***** SUPPLIED DATA *****

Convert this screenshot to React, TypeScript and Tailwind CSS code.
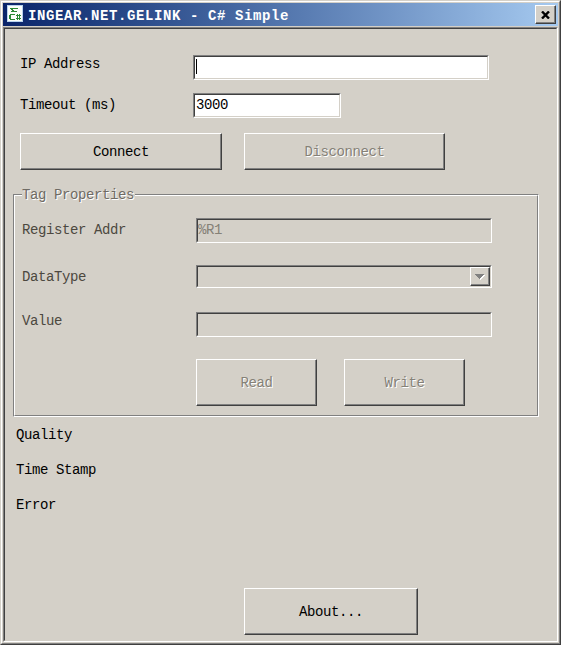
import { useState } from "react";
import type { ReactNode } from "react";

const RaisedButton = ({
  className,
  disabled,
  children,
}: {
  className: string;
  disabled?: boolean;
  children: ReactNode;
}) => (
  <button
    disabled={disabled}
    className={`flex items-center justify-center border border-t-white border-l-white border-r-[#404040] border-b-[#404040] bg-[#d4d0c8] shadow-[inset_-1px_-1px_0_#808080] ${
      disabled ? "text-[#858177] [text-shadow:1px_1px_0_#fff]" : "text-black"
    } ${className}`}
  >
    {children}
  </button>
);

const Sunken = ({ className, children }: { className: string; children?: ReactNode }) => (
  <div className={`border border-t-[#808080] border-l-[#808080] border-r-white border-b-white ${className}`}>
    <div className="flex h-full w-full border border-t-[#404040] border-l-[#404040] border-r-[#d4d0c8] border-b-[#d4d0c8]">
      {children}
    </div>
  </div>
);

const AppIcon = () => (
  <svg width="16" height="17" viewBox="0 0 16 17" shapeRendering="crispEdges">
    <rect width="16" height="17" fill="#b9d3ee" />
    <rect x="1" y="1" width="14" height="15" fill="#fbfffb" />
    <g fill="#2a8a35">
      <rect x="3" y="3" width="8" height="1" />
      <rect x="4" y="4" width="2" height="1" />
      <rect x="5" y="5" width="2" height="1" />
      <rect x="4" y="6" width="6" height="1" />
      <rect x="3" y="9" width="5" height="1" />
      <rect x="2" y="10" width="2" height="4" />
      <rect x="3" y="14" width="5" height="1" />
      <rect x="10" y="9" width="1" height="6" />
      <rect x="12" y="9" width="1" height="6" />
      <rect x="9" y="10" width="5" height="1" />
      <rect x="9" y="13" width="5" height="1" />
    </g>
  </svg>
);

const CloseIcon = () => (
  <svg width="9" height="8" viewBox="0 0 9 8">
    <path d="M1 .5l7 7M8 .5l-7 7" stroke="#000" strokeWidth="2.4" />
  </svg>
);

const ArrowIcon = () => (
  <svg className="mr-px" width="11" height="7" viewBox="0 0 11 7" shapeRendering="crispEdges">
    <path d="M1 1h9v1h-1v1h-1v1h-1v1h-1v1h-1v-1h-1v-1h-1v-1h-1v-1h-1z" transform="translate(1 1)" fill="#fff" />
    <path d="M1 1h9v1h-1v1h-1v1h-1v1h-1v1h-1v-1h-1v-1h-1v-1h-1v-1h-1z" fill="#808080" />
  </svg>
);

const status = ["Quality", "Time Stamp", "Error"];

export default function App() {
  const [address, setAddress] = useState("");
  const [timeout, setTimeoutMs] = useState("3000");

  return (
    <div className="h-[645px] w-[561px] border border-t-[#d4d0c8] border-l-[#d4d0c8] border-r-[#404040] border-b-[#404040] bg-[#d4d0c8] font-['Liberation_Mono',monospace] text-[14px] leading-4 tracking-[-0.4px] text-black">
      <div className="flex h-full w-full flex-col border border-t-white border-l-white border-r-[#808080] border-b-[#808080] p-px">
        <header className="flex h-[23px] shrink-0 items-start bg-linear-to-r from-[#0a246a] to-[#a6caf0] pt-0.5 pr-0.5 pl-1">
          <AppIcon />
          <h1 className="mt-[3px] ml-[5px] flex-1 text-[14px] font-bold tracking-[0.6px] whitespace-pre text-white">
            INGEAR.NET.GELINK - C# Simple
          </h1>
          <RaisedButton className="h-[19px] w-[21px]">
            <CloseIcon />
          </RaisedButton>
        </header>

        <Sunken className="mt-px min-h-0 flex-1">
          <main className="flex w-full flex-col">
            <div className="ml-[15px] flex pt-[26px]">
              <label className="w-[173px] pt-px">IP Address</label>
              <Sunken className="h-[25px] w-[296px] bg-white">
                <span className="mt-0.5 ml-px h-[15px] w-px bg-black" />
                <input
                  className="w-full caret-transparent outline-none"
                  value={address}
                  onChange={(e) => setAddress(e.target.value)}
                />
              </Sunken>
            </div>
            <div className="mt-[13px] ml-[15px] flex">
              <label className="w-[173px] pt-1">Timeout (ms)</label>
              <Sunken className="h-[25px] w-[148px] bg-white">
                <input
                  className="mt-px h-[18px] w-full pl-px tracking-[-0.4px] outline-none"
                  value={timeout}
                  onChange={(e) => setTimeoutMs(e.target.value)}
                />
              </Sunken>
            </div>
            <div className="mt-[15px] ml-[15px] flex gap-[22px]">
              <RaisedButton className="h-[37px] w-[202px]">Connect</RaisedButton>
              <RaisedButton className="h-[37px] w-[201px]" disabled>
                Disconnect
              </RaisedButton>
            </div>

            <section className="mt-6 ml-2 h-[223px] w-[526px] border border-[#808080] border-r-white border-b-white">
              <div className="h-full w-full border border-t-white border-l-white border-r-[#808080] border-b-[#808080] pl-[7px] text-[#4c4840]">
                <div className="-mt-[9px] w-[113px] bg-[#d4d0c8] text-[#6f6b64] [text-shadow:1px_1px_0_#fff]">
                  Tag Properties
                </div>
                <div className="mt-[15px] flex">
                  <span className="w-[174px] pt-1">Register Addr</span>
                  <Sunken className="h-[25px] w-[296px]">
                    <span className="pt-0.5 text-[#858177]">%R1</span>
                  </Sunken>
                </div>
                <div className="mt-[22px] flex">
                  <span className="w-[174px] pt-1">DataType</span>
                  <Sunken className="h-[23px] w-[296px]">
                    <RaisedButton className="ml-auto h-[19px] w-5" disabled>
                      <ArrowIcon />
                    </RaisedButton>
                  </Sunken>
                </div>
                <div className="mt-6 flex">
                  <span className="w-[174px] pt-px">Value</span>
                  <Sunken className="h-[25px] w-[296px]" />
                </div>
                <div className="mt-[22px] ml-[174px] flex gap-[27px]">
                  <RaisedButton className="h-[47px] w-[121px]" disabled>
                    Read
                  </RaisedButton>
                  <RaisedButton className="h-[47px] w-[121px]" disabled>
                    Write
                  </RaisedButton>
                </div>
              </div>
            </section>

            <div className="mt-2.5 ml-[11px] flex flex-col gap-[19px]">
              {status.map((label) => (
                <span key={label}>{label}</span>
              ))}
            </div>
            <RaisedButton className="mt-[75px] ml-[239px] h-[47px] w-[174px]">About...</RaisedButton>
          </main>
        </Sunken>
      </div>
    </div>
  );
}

*****

TASK PROMPT: Omit any images, then output the listing exactly.

ANSWER TO THIS EXERCISE:
Convert this screenshot to React, TypeScript and Tailwind CSS code.
import { useState } from "react";
import type { ReactNode } from "react";

const RaisedButton = ({
  className,
  disabled,
  children,
}: {
  className: string;
  disabled?: boolean;
  children: ReactNode;
}) => (
  <button
    disabled={disabled}
    className={`flex items-center justify-center border border-t-white border-l-white border-r-[#404040] border-b-[#404040] bg-[#d4d0c8] shadow-[inset_-1px_-1px_0_#808080] ${
      disabled ? "text-[#858177] [text-shadow:1px_1px_0_#fff]" : "text-black"
    } ${className}`}
  >
    {children}
  </button>
);

const Sunken = ({ className, children }: { className: string; children?: ReactNode }) => (
  <div className={`border border-t-[#808080] border-l-[#808080] border-r-white border-b-white ${className}`}>
    <div className="flex h-full w-full border border-t-[#404040] border-l-[#404040] border-r-[#d4d0c8] border-b-[#d4d0c8]">
      {children}
    </div>
  </div>
);

const AppIcon = () => (
  <svg width="16" height="17" viewBox="0 0 16 17" shapeRendering="crispEdges">
    <rect width="16" height="17" fill="#b9d3ee" />
    <rect x="1" y="1" width="14" height="15" fill="#fbfffb" />
    <g fill="#2a8a35">
      <rect x="3" y="3" width="8" height="1" />
      <rect x="4" y="4" width="2" height="1" />
      <rect x="5" y="5" width="2" height="1" />
      <rect x="4" y="6" width="6" height="1" />
      <rect x="3" y="9" width="5" height="1" />
      <rect x="2" y="10" width="2" height="4" />
      <rect x="3" y="14" width="5" height="1" />
      <rect x="10" y="9" width="1" height="6" />
      <rect x="12" y="9" width="1" height="6" />
      <rect x="9" y="10" width="5" height="1" />
      <rect x="9" y="13" width="5" height="1" />
    </g>
  </svg>
);

const CloseIcon = () => (
  <svg width="9" height="8" viewBox="0 0 9 8">
    <path d="M1 .5l7 7M8 .5l-7 7" stroke="#000" strokeWidth="2.4" />
  </svg>
);

const ArrowIcon = () => (
  <svg className="mr-px" width="11" height="7" viewBox="0 0 11 7" shapeRendering="crispEdges">
    <path d="M1 1h9v1h-1v1h-1v1h-1v1h-1v1h-1v-1h-1v-1h-1v-1h-1v-1h-1z" transform="translate(1 1)" fill="#fff" />
    <path d="M1 1h9v1h-1v1h-1v1h-1v1h-1v1h-1v-1h-1v-1h-1v-1h-1v-1h-1z" fill="#808080" />
  </svg>
);

const status = ["Quality", "Time Stamp", "Error"];

export default function App() {
  const [address, setAddress] = useState("");
  const [timeout, setTimeoutMs] = useState("3000");

  return (
    <div className="h-[645px] w-[561px] border border-t-[#d4d0c8] border-l-[#d4d0c8] border-r-[#404040] border-b-[#404040] bg-[#d4d0c8] font-['Liberation_Mono',monospace] text-[14px] leading-4 tracking-[-0.4px] text-black">
      <div className="flex h-full w-full flex-col border border-t-white border-l-white border-r-[#808080] border-b-[#808080] p-px">
        <header className="flex h-[23px] shrink-0 items-start bg-linear-to-r from-[#0a246a] to-[#a6caf0] pt-0.5 pr-0.5 pl-1">
          <AppIcon />
          <h1 className="mt-[3px] ml-[5px] flex-1 text-[14px] font-bold tracking-[0.6px] whitespace-pre text-white">
            INGEAR.NET.GELINK - C# Simple
          </h1>
          <RaisedButton className="h-[19px] w-[21px]">
            <CloseIcon />
          </RaisedButton>
        </header>

        <Sunken className="mt-px min-h-0 flex-1">
          <main className="flex w-full flex-col">
            <div className="ml-[15px] flex pt-[26px]">
              <label className="w-[173px] pt-px">IP Address</label>
              <Sunken className="h-[25px] w-[296px] bg-white">
                <span className="mt-0.5 ml-px h-[15px] w-px bg-black" />
                <input
                  className="w-full caret-transparent outline-none"
                  value={address}
                  onChange={(e) => setAddress(e.target.value)}
                />
              </Sunken>
            </div>
            <div className="mt-[13px] ml-[15px] flex">
              <label className="w-[173px] pt-1">Timeout (ms)</label>
              <Sunken className="h-[25px] w-[148px] bg-white">
                <input
                  className="mt-px h-[18px] w-full pl-px tracking-[-0.4px] outline-none"
                  value={timeout}
                  onChange={(e) => setTimeoutMs(e.target.value)}
                />
              </Sunken>
            </div>
            <div className="mt-[15px] ml-[15px] flex gap-[22px]">
              <RaisedButton className="h-[37px] w-[202px]">Connect</RaisedButton>
              <RaisedButton className="h-[37px] w-[201px]" disabled>
                Disconnect
              </RaisedButton>
            </div>

            <section className="mt-6 ml-2 h-[223px] w-[526px] border border-[#808080] border-r-white border-b-white">
              <div className="h-full w-full border border-t-white border-l-white border-r-[#808080] border-b-[#808080] pl-[7px] text-[#4c4840]">
                <div className="-mt-[9px] w-[113px] bg-[#d4d0c8] text-[#6f6b64] [text-shadow:1px_1px_0_#fff]">
                  Tag Properties
                </div>
                <div className="mt-[15px] flex">
                  <span className="w-[174px] pt-1">Register Addr</span>
                  <Sunken className="h-[25px] w-[296px]">
                    <span className="pt-0.5 text-[#858177]">%R1</span>
                  </Sunken>
                </div>
                <div className="mt-[22px] flex">
                  <span className="w-[174px] pt-1">DataType</span>
                  <Sunken className="h-[23px] w-[296px]">
                    <RaisedButton className="ml-auto h-[19px] w-5" disabled>
                      <ArrowIcon />
                    </RaisedButton>
                  </Sunken>
                </div>
                <div className="mt-6 flex">
                  <span className="w-[174px] pt-px">Value</span>
                  <Sunken className="h-[25px] w-[296px]" />
                </div>
                <div className="mt-[22px] ml-[174px] flex gap-[27px]">
                  <RaisedButton className="h-[47px] w-[121px]" disabled>
                    Read
                  </RaisedButton>
                  <RaisedButton className="h-[47px] w-[121px]" disabled>
                    Write
                  </RaisedButton>
                </div>
              </div>
            </section>

            <div className="mt-2.5 ml-[11px] flex flex-col gap-[19px]">
              {status.map((label) => (
                <span key={label}>{label}</span>
              ))}
            </div>
            <RaisedButton className="mt-[75px] ml-[239px] h-[47px] w-[174px]">About...</RaisedButton>
          </main>
        </Sunken>
      </div>
    </div>
  );
}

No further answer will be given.